Query the Ollama trace database directly

# Recent Ollama failures
sqlite3 ~/.fleet-manager/latency.db "SELECT request_id, model, status, error_message FROM request_traces WHERE status='failed' ORDER BY timestamp DESC LIMIT 10"

# Slowest Ollama requests
sqlite3 ~/.fleet-manager/latency.db "SELECT model, node_id, latency_ms/1000.0 as secs FROM request_traces WHERE status='completed' ORDER BY latency_ms DESC LIMIT 10"
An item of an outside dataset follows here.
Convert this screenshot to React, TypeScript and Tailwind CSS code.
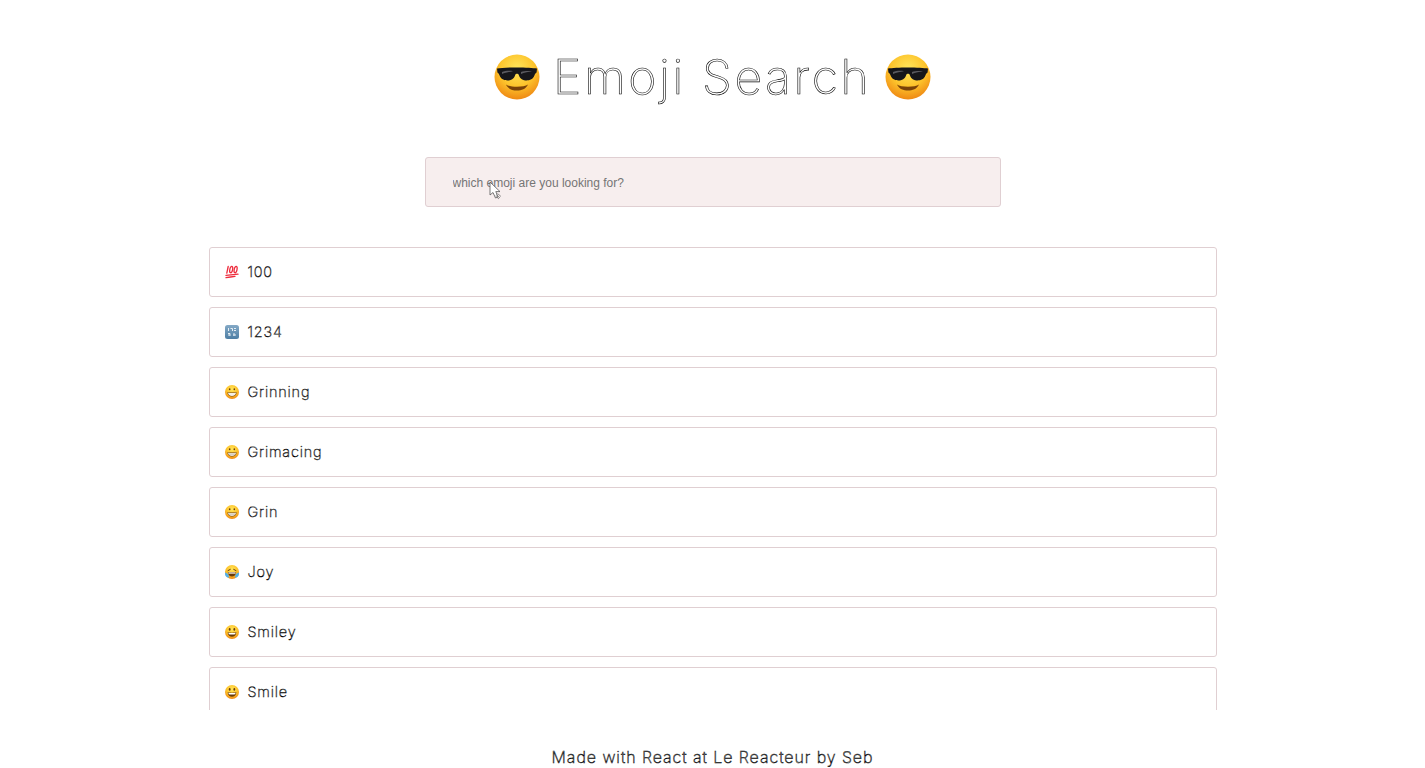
import React from "react";

type Kind = "grinning" | "grimacing" | "grin" | "joy" | "smiley" | "smile";

const Defs = ({ id }: { id: string }) => (
  <defs>
    <radialGradient id={id} cx="50%" cy="32%" r="70%">
      <stop offset="0%" stopColor="#ffe65c" />
      <stop offset="55%" stopColor="#fdc42c" />
      <stop offset="100%" stopColor="#ee8512" />
    </radialGradient>
  </defs>
);

const Cool = () => (
  <svg width="46" height="46" viewBox="0 0 46 46" className="shrink-0">
    <Defs id="cool" />
    <circle cx="23" cy="23" r="22.5" fill="url(#cool)" />
    <path d="M3 14.5C10 13 36 13 43 14.5L42.6 18.5C41.5 19 41 20 40.4 21.5C39 25.5 35.5 26.6 31.5 26.4C27.5 26.2 25.5 23.5 24.6 20.5C24.2 19.4 21.8 19.4 21.4 20.5C20.5 23.5 18.5 26.2 14.5 26.4C10.5 26.6 7 25.5 5.6 21.5C5 20 4.5 19 3.4 18.5Z" fill="#16161a" />
    <path d="M8 18C11 16.7 16 16.6 19 17.2C16 17.8 11 18.5 8 20Z" fill="#5a5a60" />
    <path d="M27 18C30 16.8 35 16.7 38 17.3C35 17.8 30 18.5 27 20Z" fill="#5a5a60" />
    <path d="M12 30.5C16 33.5 30 33.5 34 30.5C32 35 27.5 36.5 23 36.5C18.5 36.5 14 35 12 30.5Z" fill="#7a4208" />
  </svg>
);

const Hundred = () => (
  <svg width="14" height="14" viewBox="0 0 14 14" className="shrink-0">
    <g fill="none" stroke="#ee2b3c" strokeWidth="1.3" strokeLinecap="round">
      <path d="M3.2 1.5L1.8 8.2" />
      <ellipse cx="6.2" cy="4.6" rx="1.4" ry="3.2" transform="rotate(12 6.2 4.6)" />
      <ellipse cx="10.6" cy="4.6" rx="1.4" ry="3.2" transform="rotate(12 10.6 4.6)" />
      <path d="M1 10.4C5 10 9 9.6 13 9.2" />
      <path d="M1 12.6C4 12.2 7 11.8 10 11.4" />
    </g>
  </svg>
);

const Numbers = () => (
  <svg width="14" height="14" viewBox="0 0 14 14" className="shrink-0">
    <defs>
      <linearGradient id="num" x1="0" y1="0" x2="0" y2="1">
        <stop offset="0%" stopColor="#84a9c6" />
        <stop offset="100%" stopColor="#4d7ea4" />
      </linearGradient>
    </defs>
    <rect width="14" height="14" rx="2.5" fill="url(#num)" />
    <g stroke="#e6eef4" strokeWidth="1">
      <path d="M3.5 3V6M5.5 3.5H7.5V6M9 3.5H11M9 5.5H11M3 8.5H5V11M3 10H5M9 8V11M8 10H11" fill="none" />
    </g>
  </svg>
);

const Face = ({ kind }: { kind: Kind }) => {
  const id = `face-${kind}`;
  const teeth = kind === "grimacing" || kind === "grin" || kind === "grinning";
  return (
    <svg width="14" height="14" viewBox="0 0 14 14" className="shrink-0">
      <Defs id={id} />
      <circle cx="7" cy="7" r="7" fill={`url(#${id})`} />
      {kind === "joy" ? (
        <>
          <path d="M3 5.6L5.3 4.4M11 5.6L8.7 4.4" stroke="#6b3b07" strokeWidth="1" strokeLinecap="round" />
          <path d="M2.8 7H11.2C11 10 9 11.6 7 11.6C5 11.6 3 10 2.8 7Z" fill="#6b3b07" />
          <path d="M3.4 7.4H10.6V8.6H3.4Z" fill="#fff" />
          <path d="M0 7.6C1.8 7.8 3.8 9.2 4.2 12.2C2.2 13.6 -0.4 11.4 0 7.6Z" fill="#4fb0ec" />
          <path d="M14 7.6C12.2 7.8 10.2 9.2 9.8 12.2C11.8 13.6 14.4 11.4 14 7.6Z" fill="#4fb0ec" />
        </>
      ) : teeth ? (
        <>
          <ellipse cx="4.7" cy="4.2" rx="0.8" ry="1" fill="#6b3b07" />
          <ellipse cx="9.3" cy="4.2" rx="0.8" ry="1" fill="#6b3b07" />
          <path d="M2.4 7.2C5 7.7 9 7.7 11.6 7.2C11.6 9.8 9.6 11.4 7 11.4C4.4 11.4 2.4 9.8 2.4 7.2Z" fill="#6b3b07" />
          <path d="M3 7.7C5.2 8.1 8.8 8.1 11 7.7C11 9.4 9.4 10.9 7 10.9C4.6 10.9 3 9.4 3 7.7Z" fill="#f5f0e6" />
          {kind !== "grinning" && <path d="M3 9.2H11M5 7.9V10.6M7 8V10.9M9 7.9V10.6" stroke="#a89a80" strokeWidth="0.35" />}
        </>
      ) : (
        <>
          <ellipse cx="4.7" cy="4.4" rx="0.9" ry="1.3" fill="#6b3b07" />
          <ellipse cx="9.3" cy="4.4" rx="0.9" ry="1.3" fill="#6b3b07" />
          <path d="M2.6 7.2C5 7.8 9 7.8 11.4 7.2C11.2 10.4 9 11.8 7 11.8C5 11.8 2.8 10.4 2.6 7.2Z" fill="#6b3b07" />
          <path d="M3.4 7.7C5.5 8.2 8.5 8.2 10.6 7.7L10.2 9.2C8.5 9.6 5.5 9.6 3.8 9.2Z" fill="#fff" />
        </>
      )}
    </svg>
  );
};

const rows: { name: string; icon: React.ReactNode }[] = [
  { name: "100", icon: <Hundred /> },
  { name: "1234", icon: <Numbers /> },
  { name: "Grinning", icon: <Face kind="grinning" /> },
  { name: "Grimacing", icon: <Face kind="grimacing" /> },
  { name: "Grin", icon: <Face kind="grin" /> },
  { name: "Joy", icon: <Face kind="joy" /> },
  { name: "Smiley", icon: <Face kind="smiley" /> },
  { name: "Smile", icon: <Face kind="smile" /> },
];

const App = () => {
  return (
    <div className="relative flex h-[768px] flex-col items-center overflow-hidden bg-white font-['Inter',sans-serif]">
      <header className="flex h-[157px] w-full items-start justify-center pt-[54px]">
        <div className="flex h-[46px] items-center gap-[13px]">
          <Cool />
          <h1 className="text-[48px] leading-[46px] font-extralight tracking-[2.6px] text-transparent will-change-transform [-webkit-text-stroke:0.6px_#000]">
            Emoji Search
          </h1>
          <Cool />
        </div>
      </header>

      <input
        type="text"
        placeholder="which emoji are you looking for?"
        className="h-[50px] w-[576px] shrink-0 rounded-[3px] border border-[#e0cfd2] bg-[#f7eeee] pt-[2px] pl-[27px] font-['Liberation_Sans',sans-serif] text-[12px] outline-none placeholder:text-[#757575]"
      />

      <ul className="mt-10 flex h-[463px] w-[1008px] shrink-0 flex-col gap-[10px] overflow-hidden">
        {rows.map((row) => (
          <li
            key={row.name}
            className="flex h-[50px] shrink-0 items-center gap-[9px] rounded-[3px] border border-[#e0cfd2] pl-[15px]"
          >
            {row.icon}
            <span className="-mt-px text-[14.5px] font-extralight tracking-[0.8px] text-transparent [-webkit-text-stroke:0.45px_#000]">
              {row.name}
            </span>
          </li>
        ))}
      </ul>

      <footer className="mt-[37px] text-[16px] leading-5 font-extralight tracking-[0.95px] text-transparent [-webkit-text-stroke:0.5px_#000]">
        Made with React at Le Reacteur by Seb
      </footer>

      <svg width="13" height="19" viewBox="0 0 13 19" className="absolute top-[181px] left-[489px]">
        <path d="M1 1V14L4 11.5L6.5 17L9 16L6.8 10.6H11Z" fill="#fff" stroke="#555" strokeWidth="0.8" strokeLinejoin="round" />
        <path d="M7 13.5L11 17M8.5 12.5L12 15.5M6.5 15L10 18" stroke="#777" strokeWidth="0.8" />
      </svg>
    </div>
  );
};

export default App;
Test Ollama inference through the fleet

# Ollama via OpenAI format
curl -s http://localhost:11435/v1/chat/completions \
  -H "Content-Type: application/json" \
  -d '{"model":"llama3.3:70b","messages":[{"role":"user","content":"Hello from Ollama"}],"stream":false}'

# Ollama native format
curl -s http://localhost:11435/api/chat \
  -d '{"model":"llama3.3:70b","messages":[{"role":"user","content":"Hello from Ollama"}],"stream":false}'

Ollama Guardrails

  • Never restart or stop the Ollama Herd router or Ollama node agents without explicit user confirmation.
  • Never delete or modify files in ~/.fleet-manager/ (contains Ollama latency data, traces, and logs).
  • Do not pull Ollama models onto nodes without user confirmation — Ollama model downloads can be large (10-100+ GB).
  • Do not delete Ollama models without user confirmation.
  • If an Ollama node shows as offline, report it to the user rather than attempting to SSH into the machine.

Ollama Failure handling

  • If curl to the Ollama router fails with connection refused, tell the user the Ollama Herd router may not be running and suggest herd to start it.
  • If the Ollama fleet status shows 0 nodes online, suggest starting Ollama node agents with herd-node on their devices.
  • If Ollama mDNS discovery fails, suggest using --router-url http://router-ip:11435 for explicit connection.
  • If Ollama requests hang with 0 bytes returned, check if the client is sending num_ctx — Ollama context protection should strip it.
  • If a specific Ollama API endpoint returns an error, show the user the full error response and suggest checking the Ollama JSONL logs at ~/.fleet-manager/logs/herd.jsonl.